____ DATA IN THIS EXERCISE

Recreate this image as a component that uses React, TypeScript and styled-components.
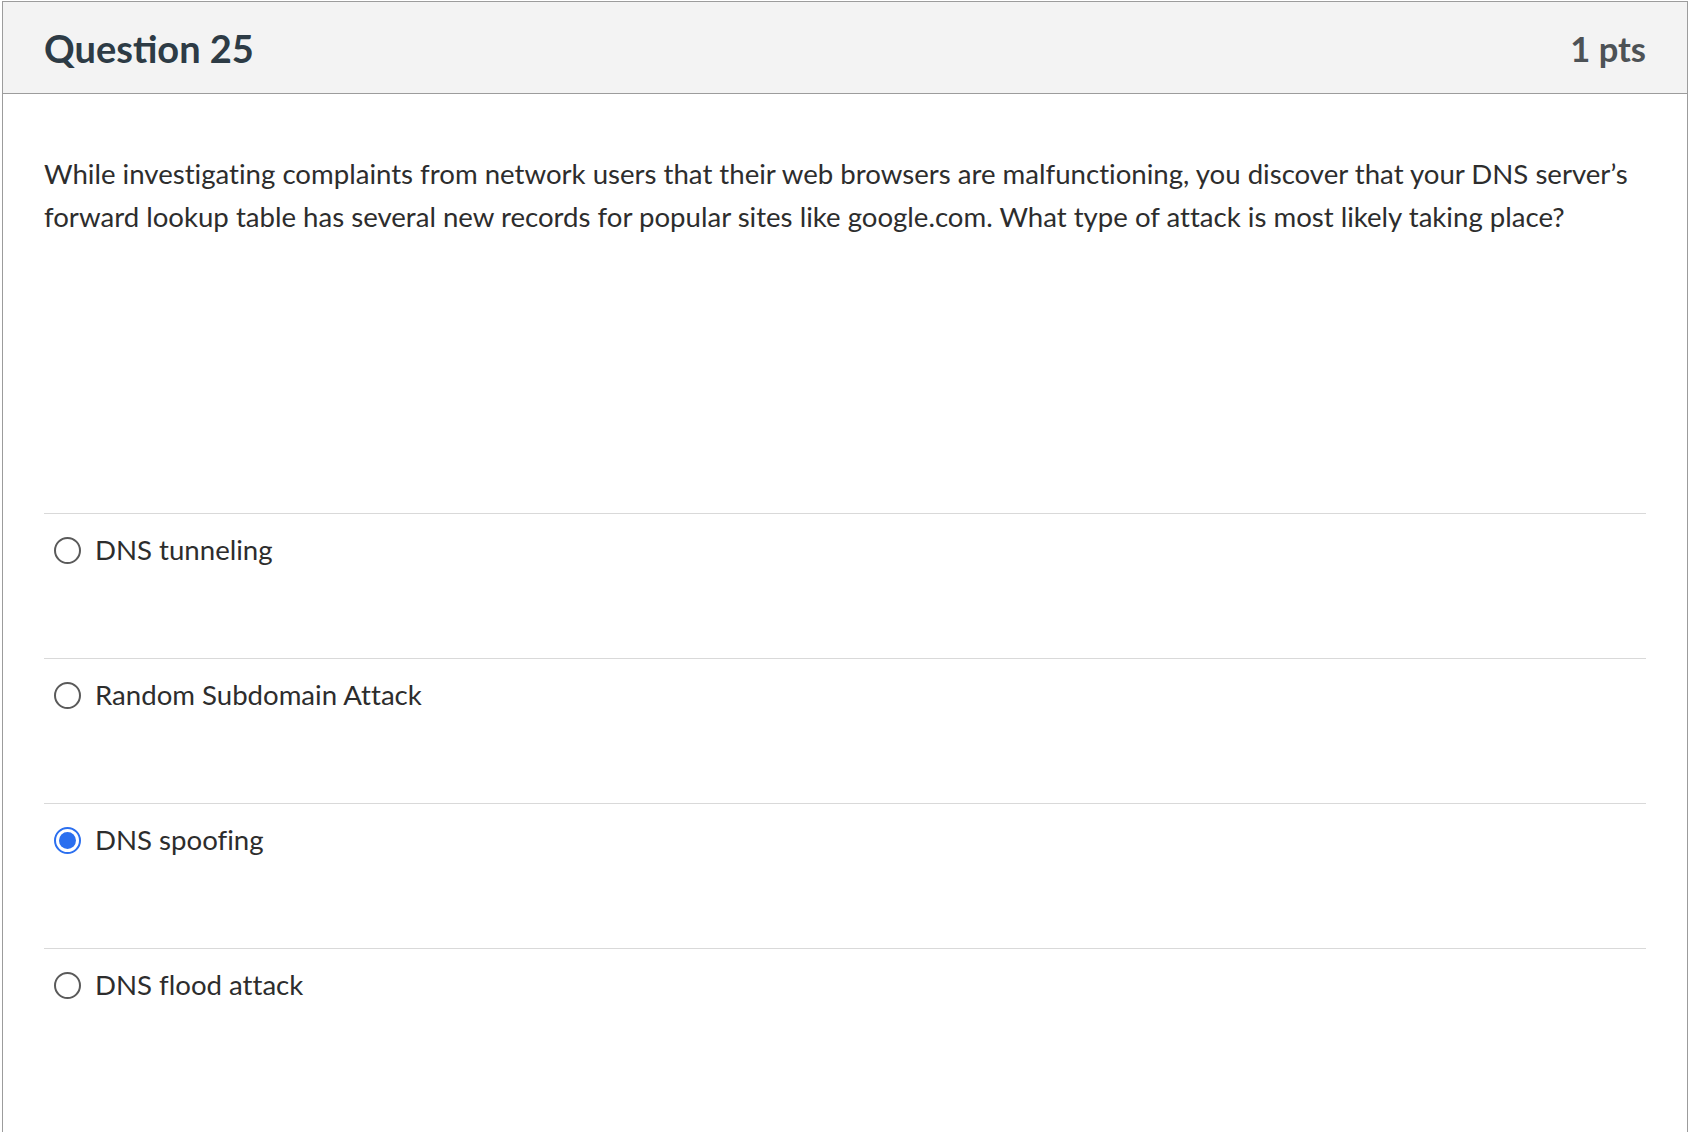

________
____ DATA IN THIS EXERCISE

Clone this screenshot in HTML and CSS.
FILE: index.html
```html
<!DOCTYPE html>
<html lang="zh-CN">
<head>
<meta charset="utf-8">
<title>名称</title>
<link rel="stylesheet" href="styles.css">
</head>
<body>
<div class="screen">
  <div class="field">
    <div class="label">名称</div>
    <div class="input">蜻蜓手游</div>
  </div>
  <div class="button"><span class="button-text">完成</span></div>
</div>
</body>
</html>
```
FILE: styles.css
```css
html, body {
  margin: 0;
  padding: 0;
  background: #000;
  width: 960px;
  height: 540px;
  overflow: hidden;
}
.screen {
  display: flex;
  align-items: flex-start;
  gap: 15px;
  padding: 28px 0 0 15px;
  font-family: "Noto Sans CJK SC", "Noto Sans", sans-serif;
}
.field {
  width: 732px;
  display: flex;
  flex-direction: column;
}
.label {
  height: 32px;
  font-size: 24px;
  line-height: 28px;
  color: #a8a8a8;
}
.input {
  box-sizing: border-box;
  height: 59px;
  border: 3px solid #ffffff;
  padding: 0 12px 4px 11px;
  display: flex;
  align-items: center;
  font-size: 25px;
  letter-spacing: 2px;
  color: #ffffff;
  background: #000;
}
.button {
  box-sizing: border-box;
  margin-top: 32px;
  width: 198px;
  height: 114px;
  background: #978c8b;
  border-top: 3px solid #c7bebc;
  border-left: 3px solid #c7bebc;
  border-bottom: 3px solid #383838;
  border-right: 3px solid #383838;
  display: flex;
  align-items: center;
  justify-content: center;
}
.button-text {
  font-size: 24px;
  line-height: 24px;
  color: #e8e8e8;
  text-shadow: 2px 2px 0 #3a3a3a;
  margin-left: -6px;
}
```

________
____ DATA IN THIS EXERCISE

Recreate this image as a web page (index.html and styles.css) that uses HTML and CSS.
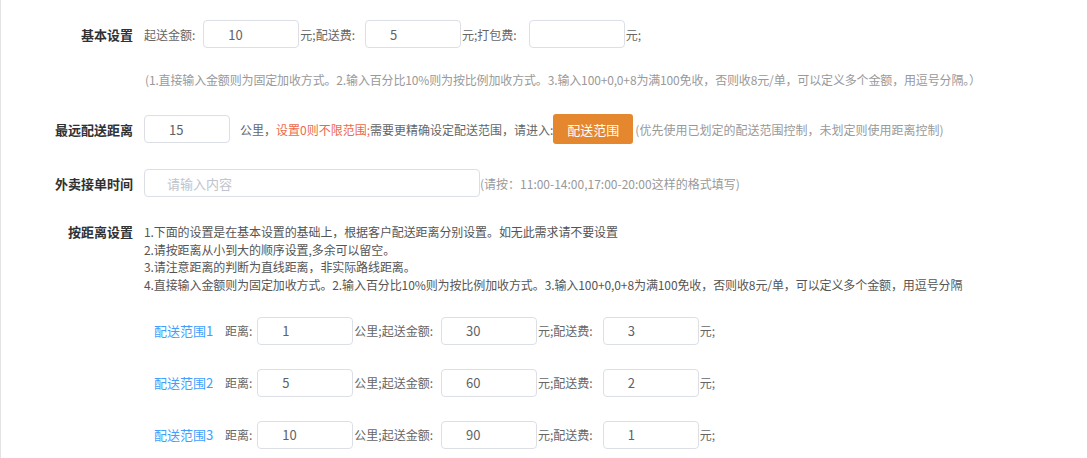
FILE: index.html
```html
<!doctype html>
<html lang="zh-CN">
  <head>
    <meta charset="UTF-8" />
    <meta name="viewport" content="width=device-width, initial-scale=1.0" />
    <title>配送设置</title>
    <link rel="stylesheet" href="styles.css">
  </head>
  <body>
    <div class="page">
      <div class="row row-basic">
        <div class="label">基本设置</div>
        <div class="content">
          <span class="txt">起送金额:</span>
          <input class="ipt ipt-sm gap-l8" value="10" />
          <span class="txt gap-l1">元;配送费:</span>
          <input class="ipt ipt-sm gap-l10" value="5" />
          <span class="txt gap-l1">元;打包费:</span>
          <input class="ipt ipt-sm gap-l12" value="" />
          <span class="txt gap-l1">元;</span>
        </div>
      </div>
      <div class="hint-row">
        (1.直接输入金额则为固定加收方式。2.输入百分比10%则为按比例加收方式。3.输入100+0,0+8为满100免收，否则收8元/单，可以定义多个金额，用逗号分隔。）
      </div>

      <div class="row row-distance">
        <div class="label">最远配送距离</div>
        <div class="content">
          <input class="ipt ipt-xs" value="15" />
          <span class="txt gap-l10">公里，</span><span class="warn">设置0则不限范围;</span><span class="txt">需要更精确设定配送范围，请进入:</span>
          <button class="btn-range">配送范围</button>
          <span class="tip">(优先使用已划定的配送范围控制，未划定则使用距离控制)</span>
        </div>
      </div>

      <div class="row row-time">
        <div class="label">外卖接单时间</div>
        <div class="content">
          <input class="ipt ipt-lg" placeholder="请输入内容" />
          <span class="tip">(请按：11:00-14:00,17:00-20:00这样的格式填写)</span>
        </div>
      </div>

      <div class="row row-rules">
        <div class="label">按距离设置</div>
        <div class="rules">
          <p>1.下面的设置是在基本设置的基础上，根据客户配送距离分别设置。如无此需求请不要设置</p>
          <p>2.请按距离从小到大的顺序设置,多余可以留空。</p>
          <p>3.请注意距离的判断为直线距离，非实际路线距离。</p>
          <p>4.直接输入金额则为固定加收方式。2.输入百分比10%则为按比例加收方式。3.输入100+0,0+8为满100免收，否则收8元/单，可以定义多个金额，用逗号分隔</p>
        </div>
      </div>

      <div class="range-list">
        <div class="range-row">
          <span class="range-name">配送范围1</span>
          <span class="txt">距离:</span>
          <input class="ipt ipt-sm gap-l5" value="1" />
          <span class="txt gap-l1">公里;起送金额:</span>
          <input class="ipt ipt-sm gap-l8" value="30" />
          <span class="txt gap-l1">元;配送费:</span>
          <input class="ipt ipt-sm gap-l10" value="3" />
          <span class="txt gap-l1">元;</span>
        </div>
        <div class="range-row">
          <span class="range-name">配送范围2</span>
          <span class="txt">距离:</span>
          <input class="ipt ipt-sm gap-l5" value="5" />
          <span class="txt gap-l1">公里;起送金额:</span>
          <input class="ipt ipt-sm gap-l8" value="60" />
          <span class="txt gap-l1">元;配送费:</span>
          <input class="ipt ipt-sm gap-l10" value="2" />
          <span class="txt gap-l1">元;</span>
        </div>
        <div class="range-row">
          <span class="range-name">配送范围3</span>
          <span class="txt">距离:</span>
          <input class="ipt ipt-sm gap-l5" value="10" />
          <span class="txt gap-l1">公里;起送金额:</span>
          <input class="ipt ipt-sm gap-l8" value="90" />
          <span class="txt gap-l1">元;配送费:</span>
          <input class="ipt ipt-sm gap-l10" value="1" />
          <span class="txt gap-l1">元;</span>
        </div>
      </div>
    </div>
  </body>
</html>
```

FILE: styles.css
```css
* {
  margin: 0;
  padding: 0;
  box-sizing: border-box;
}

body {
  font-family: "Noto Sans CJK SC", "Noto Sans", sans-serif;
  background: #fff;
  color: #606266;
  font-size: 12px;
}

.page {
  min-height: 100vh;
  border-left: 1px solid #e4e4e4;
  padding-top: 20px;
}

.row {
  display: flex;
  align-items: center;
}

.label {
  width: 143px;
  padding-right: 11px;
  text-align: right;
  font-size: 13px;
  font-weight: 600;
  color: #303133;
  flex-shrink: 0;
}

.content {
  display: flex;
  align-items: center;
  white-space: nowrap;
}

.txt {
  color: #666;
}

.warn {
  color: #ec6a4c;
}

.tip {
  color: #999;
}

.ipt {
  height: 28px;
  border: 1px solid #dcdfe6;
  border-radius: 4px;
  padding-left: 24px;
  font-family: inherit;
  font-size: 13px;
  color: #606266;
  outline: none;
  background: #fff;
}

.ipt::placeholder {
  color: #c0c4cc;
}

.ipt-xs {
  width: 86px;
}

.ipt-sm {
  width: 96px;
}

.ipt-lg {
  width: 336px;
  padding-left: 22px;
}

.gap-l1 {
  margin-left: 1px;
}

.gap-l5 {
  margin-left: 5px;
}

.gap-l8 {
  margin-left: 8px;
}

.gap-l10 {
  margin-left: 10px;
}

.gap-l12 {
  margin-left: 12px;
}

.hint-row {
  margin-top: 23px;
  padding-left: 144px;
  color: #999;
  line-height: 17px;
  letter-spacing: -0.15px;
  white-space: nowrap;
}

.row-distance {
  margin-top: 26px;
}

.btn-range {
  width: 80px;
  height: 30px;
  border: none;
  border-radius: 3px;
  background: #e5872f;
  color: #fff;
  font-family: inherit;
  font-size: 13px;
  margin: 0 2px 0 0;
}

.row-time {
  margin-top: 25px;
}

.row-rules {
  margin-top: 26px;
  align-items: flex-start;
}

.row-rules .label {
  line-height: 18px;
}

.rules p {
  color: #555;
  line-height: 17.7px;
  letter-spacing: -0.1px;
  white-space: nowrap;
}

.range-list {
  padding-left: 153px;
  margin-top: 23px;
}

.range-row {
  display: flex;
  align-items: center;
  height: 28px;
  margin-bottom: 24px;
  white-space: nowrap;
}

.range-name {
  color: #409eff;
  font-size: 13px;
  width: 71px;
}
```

________

* GIVEN PROBLEM: Search the records for the word "Recreate" and copy every line where it occurs.

* TASK OUTPUT:
Recreate this image as a component that uses React, TypeScript and styled-components.
Recreate this image as a web page (index.html and styles.css) that uses HTML and CSS.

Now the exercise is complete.